__DATA SEGMENT__:
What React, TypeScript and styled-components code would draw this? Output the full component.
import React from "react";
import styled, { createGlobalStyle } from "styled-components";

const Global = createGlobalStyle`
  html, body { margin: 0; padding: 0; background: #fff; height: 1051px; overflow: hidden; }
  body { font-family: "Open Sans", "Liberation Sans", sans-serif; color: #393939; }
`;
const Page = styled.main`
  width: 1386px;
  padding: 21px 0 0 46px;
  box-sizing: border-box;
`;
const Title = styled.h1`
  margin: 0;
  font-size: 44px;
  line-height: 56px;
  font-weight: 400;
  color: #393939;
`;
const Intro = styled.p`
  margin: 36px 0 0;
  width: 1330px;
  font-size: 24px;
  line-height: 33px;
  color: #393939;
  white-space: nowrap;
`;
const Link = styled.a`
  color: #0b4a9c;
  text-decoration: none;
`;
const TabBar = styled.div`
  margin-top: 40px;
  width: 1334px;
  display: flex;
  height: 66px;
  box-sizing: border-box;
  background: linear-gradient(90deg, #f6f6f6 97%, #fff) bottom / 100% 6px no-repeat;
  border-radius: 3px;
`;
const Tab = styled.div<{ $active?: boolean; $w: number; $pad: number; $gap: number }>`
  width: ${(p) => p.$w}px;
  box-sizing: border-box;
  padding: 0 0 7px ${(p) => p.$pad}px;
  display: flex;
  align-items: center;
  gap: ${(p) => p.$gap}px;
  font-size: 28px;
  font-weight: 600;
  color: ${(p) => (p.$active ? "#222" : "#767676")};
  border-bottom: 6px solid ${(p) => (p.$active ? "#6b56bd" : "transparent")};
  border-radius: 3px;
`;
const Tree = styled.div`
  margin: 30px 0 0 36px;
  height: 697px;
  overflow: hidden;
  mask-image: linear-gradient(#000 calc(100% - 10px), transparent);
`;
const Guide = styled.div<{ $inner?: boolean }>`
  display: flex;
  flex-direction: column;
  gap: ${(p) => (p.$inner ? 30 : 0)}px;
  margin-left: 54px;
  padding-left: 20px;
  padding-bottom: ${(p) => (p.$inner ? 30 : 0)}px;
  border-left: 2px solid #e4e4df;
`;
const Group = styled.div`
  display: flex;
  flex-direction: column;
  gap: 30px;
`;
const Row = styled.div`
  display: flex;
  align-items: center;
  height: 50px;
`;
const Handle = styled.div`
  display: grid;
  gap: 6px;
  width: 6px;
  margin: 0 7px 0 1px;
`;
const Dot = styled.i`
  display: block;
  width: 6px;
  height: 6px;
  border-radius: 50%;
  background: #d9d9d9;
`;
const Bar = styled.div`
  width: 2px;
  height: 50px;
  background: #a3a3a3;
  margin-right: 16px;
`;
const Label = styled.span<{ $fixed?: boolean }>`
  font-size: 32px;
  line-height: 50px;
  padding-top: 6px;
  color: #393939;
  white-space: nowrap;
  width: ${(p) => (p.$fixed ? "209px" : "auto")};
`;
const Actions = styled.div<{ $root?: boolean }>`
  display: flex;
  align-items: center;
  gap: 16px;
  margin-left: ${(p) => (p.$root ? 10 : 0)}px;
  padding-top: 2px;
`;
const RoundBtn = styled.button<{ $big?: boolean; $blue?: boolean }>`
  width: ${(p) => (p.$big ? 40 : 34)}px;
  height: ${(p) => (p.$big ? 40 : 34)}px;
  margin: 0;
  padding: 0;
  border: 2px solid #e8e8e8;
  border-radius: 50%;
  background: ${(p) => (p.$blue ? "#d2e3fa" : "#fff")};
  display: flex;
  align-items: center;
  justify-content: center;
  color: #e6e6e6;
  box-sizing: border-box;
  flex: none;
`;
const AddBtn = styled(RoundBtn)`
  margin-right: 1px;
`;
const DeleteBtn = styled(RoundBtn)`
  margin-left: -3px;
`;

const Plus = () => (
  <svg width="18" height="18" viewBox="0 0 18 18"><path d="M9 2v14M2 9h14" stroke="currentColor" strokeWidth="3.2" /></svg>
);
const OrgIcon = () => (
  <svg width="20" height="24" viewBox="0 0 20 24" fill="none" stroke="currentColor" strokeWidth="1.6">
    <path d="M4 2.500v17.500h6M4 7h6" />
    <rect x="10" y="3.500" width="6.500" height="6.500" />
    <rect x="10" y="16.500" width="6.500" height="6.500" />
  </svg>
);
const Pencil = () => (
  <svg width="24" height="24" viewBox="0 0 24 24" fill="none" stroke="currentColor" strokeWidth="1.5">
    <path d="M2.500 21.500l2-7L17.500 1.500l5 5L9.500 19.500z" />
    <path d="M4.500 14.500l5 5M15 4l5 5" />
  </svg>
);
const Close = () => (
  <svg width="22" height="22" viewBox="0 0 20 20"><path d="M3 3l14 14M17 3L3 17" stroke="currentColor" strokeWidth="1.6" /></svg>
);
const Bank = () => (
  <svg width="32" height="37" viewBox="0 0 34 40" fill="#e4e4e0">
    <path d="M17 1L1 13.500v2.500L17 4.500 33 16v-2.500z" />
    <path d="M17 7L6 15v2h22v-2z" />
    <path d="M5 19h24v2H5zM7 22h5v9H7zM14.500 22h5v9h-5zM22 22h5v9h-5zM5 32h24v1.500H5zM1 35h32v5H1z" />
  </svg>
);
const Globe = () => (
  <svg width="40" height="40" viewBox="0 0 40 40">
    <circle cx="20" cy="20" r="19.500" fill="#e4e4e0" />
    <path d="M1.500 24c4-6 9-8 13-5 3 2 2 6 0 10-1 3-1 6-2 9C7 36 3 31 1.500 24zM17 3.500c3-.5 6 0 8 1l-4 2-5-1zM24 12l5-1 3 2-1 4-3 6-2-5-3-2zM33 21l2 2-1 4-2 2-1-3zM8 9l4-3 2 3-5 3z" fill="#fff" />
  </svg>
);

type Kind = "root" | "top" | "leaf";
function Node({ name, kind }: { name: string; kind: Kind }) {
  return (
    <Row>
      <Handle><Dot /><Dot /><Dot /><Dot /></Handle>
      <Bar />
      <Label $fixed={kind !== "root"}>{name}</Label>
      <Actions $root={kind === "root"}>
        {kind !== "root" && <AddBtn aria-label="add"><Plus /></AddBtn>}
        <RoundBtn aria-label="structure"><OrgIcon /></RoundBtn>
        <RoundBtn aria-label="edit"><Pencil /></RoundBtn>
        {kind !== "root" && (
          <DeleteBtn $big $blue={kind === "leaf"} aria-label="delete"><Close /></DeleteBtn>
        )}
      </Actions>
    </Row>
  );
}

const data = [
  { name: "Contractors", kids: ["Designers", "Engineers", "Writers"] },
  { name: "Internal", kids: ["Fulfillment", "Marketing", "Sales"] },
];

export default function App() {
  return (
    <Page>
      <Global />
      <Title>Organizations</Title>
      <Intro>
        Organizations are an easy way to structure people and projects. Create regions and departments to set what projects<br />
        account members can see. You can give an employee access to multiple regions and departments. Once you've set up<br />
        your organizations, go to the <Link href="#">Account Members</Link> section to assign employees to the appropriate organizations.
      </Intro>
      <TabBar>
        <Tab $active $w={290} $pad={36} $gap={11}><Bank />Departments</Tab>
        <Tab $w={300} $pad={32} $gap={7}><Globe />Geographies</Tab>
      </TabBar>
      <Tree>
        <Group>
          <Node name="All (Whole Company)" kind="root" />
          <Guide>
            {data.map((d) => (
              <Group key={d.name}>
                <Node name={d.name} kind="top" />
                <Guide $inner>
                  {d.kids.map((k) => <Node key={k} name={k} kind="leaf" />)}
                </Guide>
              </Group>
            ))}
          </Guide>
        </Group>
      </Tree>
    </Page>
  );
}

__INSTRUCTIONS TO FOLLOW__: Repeat every line of the data, exactly and in full.

__THE SOLUTION__:
What React, TypeScript and styled-components code would draw this? Output the full component.
import React from "react";
import styled, { createGlobalStyle } from "styled-components";

const Global = createGlobalStyle`
  html, body { margin: 0; padding: 0; background: #fff; height: 1051px; overflow: hidden; }
  body { font-family: "Open Sans", "Liberation Sans", sans-serif; color: #393939; }
`;
const Page = styled.main`
  width: 1386px;
  padding: 21px 0 0 46px;
  box-sizing: border-box;
`;
const Title = styled.h1`
  margin: 0;
  font-size: 44px;
  line-height: 56px;
  font-weight: 400;
  color: #393939;
`;
const Intro = styled.p`
  margin: 36px 0 0;
  width: 1330px;
  font-size: 24px;
  line-height: 33px;
  color: #393939;
  white-space: nowrap;
`;
const Link = styled.a`
  color: #0b4a9c;
  text-decoration: none;
`;
const TabBar = styled.div`
  margin-top: 40px;
  width: 1334px;
  display: flex;
  height: 66px;
  box-sizing: border-box;
  background: linear-gradient(90deg, #f6f6f6 97%, #fff) bottom / 100% 6px no-repeat;
  border-radius: 3px;
`;
const Tab = styled.div<{ $active?: boolean; $w: number; $pad: number; $gap: number }>`
  width: ${(p) => p.$w}px;
  box-sizing: border-box;
  padding: 0 0 7px ${(p) => p.$pad}px;
  display: flex;
  align-items: center;
  gap: ${(p) => p.$gap}px;
  font-size: 28px;
  font-weight: 600;
  color: ${(p) => (p.$active ? "#222" : "#767676")};
  border-bottom: 6px solid ${(p) => (p.$active ? "#6b56bd" : "transparent")};
  border-radius: 3px;
`;
const Tree = styled.div`
  margin: 30px 0 0 36px;
  height: 697px;
  overflow: hidden;
  mask-image: linear-gradient(#000 calc(100% - 10px), transparent);
`;
const Guide = styled.div<{ $inner?: boolean }>`
  display: flex;
  flex-direction: column;
  gap: ${(p) => (p.$inner ? 30 : 0)}px;
  margin-left: 54px;
  padding-left: 20px;
  padding-bottom: ${(p) => (p.$inner ? 30 : 0)}px;
  border-left: 2px solid #e4e4df;
`;
const Group = styled.div`
  display: flex;
  flex-direction: column;
  gap: 30px;
`;
const Row = styled.div`
  display: flex;
  align-items: center;
  height: 50px;
`;
const Handle = styled.div`
  display: grid;
  gap: 6px;
  width: 6px;
  margin: 0 7px 0 1px;
`;
const Dot = styled.i`
  display: block;
  width: 6px;
  height: 6px;
  border-radius: 50%;
  background: #d9d9d9;
`;
const Bar = styled.div`
  width: 2px;
  height: 50px;
  background: #a3a3a3;
  margin-right: 16px;
`;
const Label = styled.span<{ $fixed?: boolean }>`
  font-size: 32px;
  line-height: 50px;
  padding-top: 6px;
  color: #393939;
  white-space: nowrap;
  width: ${(p) => (p.$fixed ? "209px" : "auto")};
`;
const Actions = styled.div<{ $root?: boolean }>`
  display: flex;
  align-items: center;
  gap: 16px;
  margin-left: ${(p) => (p.$root ? 10 : 0)}px;
  padding-top: 2px;
`;
const RoundBtn = styled.button<{ $big?: boolean; $blue?: boolean }>`
  width: ${(p) => (p.$big ? 40 : 34)}px;
  height: ${(p) => (p.$big ? 40 : 34)}px;
  margin: 0;
  padding: 0;
  border: 2px solid #e8e8e8;
  border-radius: 50%;
  background: ${(p) => (p.$blue ? "#d2e3fa" : "#fff")};
  display: flex;
  align-items: center;
  justify-content: center;
  color: #e6e6e6;
  box-sizing: border-box;
  flex: none;
`;
const AddBtn = styled(RoundBtn)`
  margin-right: 1px;
`;
const DeleteBtn = styled(RoundBtn)`
  margin-left: -3px;
`;

const Plus = () => (
  <svg width="18" height="18" viewBox="0 0 18 18"><path d="M9 2v14M2 9h14" stroke="currentColor" strokeWidth="3.2" /></svg>
);
const OrgIcon = () => (
  <svg width="20" height="24" viewBox="0 0 20 24" fill="none" stroke="currentColor" strokeWidth="1.6">
    <path d="M4 2.500v17.500h6M4 7h6" />
    <rect x="10" y="3.500" width="6.500" height="6.500" />
    <rect x="10" y="16.500" width="6.500" height="6.500" />
  </svg>
);
const Pencil = () => (
  <svg width="24" height="24" viewBox="0 0 24 24" fill="none" stroke="currentColor" strokeWidth="1.5">
    <path d="M2.500 21.500l2-7L17.500 1.500l5 5L9.500 19.500z" />
    <path d="M4.500 14.500l5 5M15 4l5 5" />
  </svg>
);
const Close = () => (
  <svg width="22" height="22" viewBox="0 0 20 20"><path d="M3 3l14 14M17 3L3 17" stroke="currentColor" strokeWidth="1.6" /></svg>
);
const Bank = () => (
  <svg width="32" height="37" viewBox="0 0 34 40" fill="#e4e4e0">
    <path d="M17 1L1 13.500v2.500L17 4.500 33 16v-2.500z" />
    <path d="M17 7L6 15v2h22v-2z" />
    <path d="M5 19h24v2H5zM7 22h5v9H7zM14.500 22h5v9h-5zM22 22h5v9h-5zM5 32h24v1.500H5zM1 35h32v5H1z" />
  </svg>
);
const Globe = () => (
  <svg width="40" height="40" viewBox="0 0 40 40">
    <circle cx="20" cy="20" r="19.500" fill="#e4e4e0" />
    <path d="M1.500 24c4-6 9-8 13-5 3 2 2 6 0 10-1 3-1 6-2 9C7 36 3 31 1.500 24zM17 3.500c3-.5 6 0 8 1l-4 2-5-1zM24 12l5-1 3 2-1 4-3 6-2-5-3-2zM33 21l2 2-1 4-2 2-1-3zM8 9l4-3 2 3-5 3z" fill="#fff" />
  </svg>
);

type Kind = "root" | "top" | "leaf";
function Node({ name, kind }: { name: string; kind: Kind }) {
  return (
    <Row>
      <Handle><Dot /><Dot /><Dot /><Dot /></Handle>
      <Bar />
      <Label $fixed={kind !== "root"}>{name}</Label>
      <Actions $root={kind === "root"}>
        {kind !== "root" && <AddBtn aria-label="add"><Plus /></AddBtn>}
        <RoundBtn aria-label="structure"><OrgIcon /></RoundBtn>
        <RoundBtn aria-label="edit"><Pencil /></RoundBtn>
        {kind !== "root" && (
          <DeleteBtn $big $blue={kind === "leaf"} aria-label="delete"><Close /></DeleteBtn>
        )}
      </Actions>
    </Row>
  );
}

const data = [
  { name: "Contractors", kids: ["Designers", "Engineers", "Writers"] },
  { name: "Internal", kids: ["Fulfillment", "Marketing", "Sales"] },
];

export default function App() {
  return (
    <Page>
      <Global />
      <Title>Organizations</Title>
      <Intro>
        Organizations are an easy way to structure people and projects. Create regions and departments to set what projects<br />
        account members can see. You can give an employee access to multiple regions and departments. Once you've set up<br />
        your organizations, go to the <Link href="#">Account Members</Link> section to assign employees to the appropriate organizations.
      </Intro>
      <TabBar>
        <Tab $active $w={290} $pad={36} $gap={11}><Bank />Departments</Tab>
        <Tab $w={300} $pad={32} $gap={7}><Globe />Geographies</Tab>
      </TabBar>
      <Tree>
        <Group>
          <Node name="All (Whole Company)" kind="root" />
          <Guide>
            {data.map((d) => (
              <Group key={d.name}>
                <Node name={d.name} kind="top" />
                <Guide $inner>
                  {d.kids.map((k) => <Node key={k} name={k} kind="leaf" />)}
                </Guide>
              </Group>
            ))}
          </Guide>
        </Group>
      </Tree>
    </Page>
  );
}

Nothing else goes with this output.